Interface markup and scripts
◇ ◇ ◇

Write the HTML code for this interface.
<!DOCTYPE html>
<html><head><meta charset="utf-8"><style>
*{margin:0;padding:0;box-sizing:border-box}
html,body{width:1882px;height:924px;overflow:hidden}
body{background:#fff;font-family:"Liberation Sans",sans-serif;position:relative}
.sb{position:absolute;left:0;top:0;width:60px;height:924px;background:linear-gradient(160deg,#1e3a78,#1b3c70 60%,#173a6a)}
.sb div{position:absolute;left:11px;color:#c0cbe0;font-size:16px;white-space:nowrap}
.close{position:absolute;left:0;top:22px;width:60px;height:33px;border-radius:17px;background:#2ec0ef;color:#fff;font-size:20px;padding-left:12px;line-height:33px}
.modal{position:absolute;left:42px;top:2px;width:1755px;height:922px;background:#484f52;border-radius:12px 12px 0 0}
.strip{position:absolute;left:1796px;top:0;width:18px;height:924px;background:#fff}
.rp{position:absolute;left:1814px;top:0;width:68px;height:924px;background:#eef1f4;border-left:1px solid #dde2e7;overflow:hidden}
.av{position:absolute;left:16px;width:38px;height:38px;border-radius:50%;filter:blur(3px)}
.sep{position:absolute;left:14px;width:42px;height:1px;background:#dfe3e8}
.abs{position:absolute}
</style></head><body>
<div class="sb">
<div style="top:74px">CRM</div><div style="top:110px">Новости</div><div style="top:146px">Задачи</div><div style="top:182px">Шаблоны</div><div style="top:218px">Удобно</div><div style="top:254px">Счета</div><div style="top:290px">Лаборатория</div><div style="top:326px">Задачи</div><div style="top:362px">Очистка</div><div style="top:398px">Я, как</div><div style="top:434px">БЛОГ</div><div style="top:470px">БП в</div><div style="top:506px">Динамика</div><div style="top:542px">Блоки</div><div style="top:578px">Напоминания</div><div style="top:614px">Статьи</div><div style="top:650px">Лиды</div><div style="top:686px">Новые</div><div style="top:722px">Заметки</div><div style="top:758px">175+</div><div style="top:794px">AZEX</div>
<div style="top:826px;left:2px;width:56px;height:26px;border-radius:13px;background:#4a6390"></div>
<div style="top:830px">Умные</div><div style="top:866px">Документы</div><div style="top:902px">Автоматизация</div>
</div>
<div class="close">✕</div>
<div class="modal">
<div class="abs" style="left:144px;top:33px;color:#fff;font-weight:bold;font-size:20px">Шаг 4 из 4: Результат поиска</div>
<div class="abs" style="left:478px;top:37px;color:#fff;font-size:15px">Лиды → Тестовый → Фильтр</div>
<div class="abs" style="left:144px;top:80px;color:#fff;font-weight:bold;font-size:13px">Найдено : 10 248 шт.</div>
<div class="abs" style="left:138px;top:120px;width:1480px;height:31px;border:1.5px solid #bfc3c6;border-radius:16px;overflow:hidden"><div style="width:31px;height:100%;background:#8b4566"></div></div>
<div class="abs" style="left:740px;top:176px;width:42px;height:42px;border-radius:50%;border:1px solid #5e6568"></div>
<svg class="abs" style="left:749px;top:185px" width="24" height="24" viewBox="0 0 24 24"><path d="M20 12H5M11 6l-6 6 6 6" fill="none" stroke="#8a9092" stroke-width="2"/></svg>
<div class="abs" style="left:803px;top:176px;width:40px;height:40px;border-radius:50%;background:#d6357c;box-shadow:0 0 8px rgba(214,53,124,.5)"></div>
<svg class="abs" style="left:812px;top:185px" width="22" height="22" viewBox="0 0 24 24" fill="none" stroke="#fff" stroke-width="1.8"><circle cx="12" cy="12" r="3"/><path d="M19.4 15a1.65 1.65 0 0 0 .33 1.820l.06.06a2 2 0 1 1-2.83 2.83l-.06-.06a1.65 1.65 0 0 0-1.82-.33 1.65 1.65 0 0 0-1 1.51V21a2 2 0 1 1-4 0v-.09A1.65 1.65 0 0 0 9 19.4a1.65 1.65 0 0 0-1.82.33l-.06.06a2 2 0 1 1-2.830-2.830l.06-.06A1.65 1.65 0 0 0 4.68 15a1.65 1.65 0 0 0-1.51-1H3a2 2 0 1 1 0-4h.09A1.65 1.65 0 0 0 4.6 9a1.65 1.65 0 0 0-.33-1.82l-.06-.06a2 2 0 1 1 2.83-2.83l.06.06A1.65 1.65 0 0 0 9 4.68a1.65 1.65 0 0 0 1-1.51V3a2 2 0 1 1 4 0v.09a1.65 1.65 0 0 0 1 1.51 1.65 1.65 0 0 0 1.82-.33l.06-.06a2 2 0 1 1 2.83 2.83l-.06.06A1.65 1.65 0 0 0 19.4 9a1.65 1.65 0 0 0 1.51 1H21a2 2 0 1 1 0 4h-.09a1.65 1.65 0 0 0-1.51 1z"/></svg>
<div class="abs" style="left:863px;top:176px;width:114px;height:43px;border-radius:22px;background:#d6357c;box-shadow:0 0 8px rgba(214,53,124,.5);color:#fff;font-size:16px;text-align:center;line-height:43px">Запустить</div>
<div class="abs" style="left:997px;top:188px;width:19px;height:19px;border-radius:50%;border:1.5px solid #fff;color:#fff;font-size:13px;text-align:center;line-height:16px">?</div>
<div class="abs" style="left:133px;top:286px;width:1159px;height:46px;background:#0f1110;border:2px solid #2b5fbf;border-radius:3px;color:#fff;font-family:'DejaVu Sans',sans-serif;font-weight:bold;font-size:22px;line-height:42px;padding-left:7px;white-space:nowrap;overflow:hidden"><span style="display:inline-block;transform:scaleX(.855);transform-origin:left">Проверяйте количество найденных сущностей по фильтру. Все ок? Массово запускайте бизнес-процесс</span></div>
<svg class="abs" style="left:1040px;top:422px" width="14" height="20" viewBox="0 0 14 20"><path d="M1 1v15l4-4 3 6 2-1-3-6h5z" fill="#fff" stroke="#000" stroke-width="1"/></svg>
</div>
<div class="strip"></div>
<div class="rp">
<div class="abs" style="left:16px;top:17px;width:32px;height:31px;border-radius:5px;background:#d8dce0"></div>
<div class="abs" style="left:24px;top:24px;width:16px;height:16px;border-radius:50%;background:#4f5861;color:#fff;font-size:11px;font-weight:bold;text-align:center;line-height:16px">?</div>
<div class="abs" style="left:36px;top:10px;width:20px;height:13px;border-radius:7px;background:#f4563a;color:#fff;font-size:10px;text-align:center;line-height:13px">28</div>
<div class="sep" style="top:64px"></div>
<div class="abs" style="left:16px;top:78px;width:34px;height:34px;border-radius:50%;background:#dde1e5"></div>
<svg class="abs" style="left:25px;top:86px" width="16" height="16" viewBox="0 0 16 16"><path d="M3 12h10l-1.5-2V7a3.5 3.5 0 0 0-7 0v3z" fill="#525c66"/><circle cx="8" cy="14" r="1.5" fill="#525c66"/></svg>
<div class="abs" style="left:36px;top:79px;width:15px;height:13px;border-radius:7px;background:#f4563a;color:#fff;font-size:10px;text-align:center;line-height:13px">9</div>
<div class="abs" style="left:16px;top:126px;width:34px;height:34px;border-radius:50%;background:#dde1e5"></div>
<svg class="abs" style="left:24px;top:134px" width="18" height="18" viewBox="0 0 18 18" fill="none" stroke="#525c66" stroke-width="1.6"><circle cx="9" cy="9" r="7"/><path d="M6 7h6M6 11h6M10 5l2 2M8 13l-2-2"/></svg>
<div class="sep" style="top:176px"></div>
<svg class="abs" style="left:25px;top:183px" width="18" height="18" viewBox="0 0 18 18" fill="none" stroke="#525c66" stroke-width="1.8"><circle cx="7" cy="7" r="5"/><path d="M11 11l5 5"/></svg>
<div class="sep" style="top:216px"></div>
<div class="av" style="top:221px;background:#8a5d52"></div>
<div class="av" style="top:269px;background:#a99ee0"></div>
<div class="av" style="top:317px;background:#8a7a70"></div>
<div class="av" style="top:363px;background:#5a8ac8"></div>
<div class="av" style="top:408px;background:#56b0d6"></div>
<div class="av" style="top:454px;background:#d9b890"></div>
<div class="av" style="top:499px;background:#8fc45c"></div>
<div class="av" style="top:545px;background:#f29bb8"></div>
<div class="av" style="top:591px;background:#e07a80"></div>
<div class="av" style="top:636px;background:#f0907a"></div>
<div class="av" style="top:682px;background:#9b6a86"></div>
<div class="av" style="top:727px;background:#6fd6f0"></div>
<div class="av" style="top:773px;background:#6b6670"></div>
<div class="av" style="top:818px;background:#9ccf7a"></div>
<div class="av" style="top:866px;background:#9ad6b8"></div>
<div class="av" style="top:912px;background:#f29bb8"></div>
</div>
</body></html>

◇ ◇ ◇

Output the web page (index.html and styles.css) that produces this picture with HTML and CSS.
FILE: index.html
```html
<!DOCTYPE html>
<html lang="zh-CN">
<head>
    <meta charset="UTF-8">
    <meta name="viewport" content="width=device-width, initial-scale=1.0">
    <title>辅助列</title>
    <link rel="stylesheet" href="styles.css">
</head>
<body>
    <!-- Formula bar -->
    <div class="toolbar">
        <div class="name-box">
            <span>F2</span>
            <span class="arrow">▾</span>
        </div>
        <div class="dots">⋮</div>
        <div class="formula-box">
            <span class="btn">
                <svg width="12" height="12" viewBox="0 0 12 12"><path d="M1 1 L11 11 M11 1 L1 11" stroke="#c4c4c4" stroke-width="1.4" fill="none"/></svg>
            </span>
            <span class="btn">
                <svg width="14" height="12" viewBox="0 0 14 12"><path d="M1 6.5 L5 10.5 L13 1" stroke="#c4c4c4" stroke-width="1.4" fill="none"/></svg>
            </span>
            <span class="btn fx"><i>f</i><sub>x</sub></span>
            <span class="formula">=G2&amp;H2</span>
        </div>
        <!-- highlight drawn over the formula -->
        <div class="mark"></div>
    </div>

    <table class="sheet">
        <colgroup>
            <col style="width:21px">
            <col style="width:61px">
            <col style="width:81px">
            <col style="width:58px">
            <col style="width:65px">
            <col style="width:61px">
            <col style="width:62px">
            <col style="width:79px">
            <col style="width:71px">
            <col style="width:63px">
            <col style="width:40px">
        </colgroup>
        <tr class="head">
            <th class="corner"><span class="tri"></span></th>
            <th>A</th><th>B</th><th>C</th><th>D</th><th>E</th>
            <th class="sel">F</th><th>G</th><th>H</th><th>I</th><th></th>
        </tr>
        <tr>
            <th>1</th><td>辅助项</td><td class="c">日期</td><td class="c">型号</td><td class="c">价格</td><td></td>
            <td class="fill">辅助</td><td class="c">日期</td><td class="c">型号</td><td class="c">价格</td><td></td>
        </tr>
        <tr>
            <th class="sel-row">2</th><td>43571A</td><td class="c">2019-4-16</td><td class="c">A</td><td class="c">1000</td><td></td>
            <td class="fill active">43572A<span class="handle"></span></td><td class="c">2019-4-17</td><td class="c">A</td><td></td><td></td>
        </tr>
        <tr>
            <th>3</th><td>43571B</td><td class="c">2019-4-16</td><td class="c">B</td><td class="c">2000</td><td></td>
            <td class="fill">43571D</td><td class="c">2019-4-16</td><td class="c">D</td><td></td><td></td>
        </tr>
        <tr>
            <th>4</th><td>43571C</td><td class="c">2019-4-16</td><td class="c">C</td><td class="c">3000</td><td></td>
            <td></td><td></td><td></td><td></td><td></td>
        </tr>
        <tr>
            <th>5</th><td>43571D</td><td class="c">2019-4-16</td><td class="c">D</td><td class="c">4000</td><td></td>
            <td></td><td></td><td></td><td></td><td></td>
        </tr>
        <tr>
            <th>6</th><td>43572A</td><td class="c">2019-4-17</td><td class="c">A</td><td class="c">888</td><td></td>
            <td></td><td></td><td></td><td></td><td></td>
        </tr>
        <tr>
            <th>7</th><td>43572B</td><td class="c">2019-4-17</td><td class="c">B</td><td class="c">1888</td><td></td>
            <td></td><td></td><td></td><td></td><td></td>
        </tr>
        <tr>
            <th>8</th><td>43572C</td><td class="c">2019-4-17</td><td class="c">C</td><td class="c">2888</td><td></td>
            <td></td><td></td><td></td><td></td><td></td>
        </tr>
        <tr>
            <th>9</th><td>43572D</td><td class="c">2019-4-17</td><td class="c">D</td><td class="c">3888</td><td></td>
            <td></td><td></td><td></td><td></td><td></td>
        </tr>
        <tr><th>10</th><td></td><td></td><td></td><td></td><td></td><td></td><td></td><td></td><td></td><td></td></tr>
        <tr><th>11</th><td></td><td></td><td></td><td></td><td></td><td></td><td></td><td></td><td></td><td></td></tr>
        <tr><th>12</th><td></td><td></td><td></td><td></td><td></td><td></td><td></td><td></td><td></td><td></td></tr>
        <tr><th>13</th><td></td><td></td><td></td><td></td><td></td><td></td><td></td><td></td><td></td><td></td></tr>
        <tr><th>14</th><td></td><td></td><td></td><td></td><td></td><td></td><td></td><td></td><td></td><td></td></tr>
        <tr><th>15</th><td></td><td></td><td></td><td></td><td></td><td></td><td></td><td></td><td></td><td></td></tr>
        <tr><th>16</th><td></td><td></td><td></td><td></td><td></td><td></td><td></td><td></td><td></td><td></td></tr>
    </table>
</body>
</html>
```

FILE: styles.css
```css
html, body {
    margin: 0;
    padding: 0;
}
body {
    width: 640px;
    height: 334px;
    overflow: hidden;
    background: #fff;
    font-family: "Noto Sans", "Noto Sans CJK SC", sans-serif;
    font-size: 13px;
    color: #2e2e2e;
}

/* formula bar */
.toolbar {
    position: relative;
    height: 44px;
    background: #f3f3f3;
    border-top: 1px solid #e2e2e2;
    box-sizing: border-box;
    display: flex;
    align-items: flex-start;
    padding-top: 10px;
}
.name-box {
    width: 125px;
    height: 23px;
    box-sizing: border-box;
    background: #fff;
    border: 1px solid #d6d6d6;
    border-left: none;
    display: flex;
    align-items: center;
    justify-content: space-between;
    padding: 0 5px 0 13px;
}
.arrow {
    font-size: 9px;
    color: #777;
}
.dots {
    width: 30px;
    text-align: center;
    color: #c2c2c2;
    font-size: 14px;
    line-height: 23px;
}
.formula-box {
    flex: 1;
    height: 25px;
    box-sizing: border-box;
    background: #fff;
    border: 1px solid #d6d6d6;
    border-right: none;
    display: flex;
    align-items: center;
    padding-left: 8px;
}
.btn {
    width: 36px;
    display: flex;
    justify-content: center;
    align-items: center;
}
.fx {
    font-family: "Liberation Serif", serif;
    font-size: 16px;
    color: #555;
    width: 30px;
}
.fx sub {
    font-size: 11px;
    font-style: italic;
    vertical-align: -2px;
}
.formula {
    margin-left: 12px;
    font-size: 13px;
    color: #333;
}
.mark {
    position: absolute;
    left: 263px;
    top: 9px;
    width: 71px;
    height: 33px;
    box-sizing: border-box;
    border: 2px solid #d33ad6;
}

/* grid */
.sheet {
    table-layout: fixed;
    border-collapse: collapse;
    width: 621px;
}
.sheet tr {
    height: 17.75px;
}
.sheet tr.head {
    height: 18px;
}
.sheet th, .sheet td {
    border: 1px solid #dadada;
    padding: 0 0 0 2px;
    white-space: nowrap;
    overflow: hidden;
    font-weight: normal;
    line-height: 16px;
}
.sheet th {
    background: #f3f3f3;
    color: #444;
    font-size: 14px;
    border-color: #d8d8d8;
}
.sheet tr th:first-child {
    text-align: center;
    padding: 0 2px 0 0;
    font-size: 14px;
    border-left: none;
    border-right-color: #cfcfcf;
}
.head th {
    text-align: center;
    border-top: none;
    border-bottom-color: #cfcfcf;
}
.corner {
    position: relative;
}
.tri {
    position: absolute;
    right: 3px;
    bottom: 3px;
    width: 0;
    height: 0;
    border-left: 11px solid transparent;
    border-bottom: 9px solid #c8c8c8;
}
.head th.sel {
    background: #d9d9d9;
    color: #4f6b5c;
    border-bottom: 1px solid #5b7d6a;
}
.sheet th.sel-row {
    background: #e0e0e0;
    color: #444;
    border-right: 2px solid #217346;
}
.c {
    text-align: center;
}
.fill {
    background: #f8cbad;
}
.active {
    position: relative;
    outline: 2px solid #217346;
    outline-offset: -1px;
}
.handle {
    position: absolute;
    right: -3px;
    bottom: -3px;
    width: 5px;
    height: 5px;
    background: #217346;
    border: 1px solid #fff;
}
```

◇ ◇ ◇

== Problem description ==
Look through the data and show every line containing "styles".

== Written answer ==
Output the web page (index.html and styles.css) that produces this picture with HTML and CSS.
    <link rel="stylesheet" href="styles.css">
FILE: styles.css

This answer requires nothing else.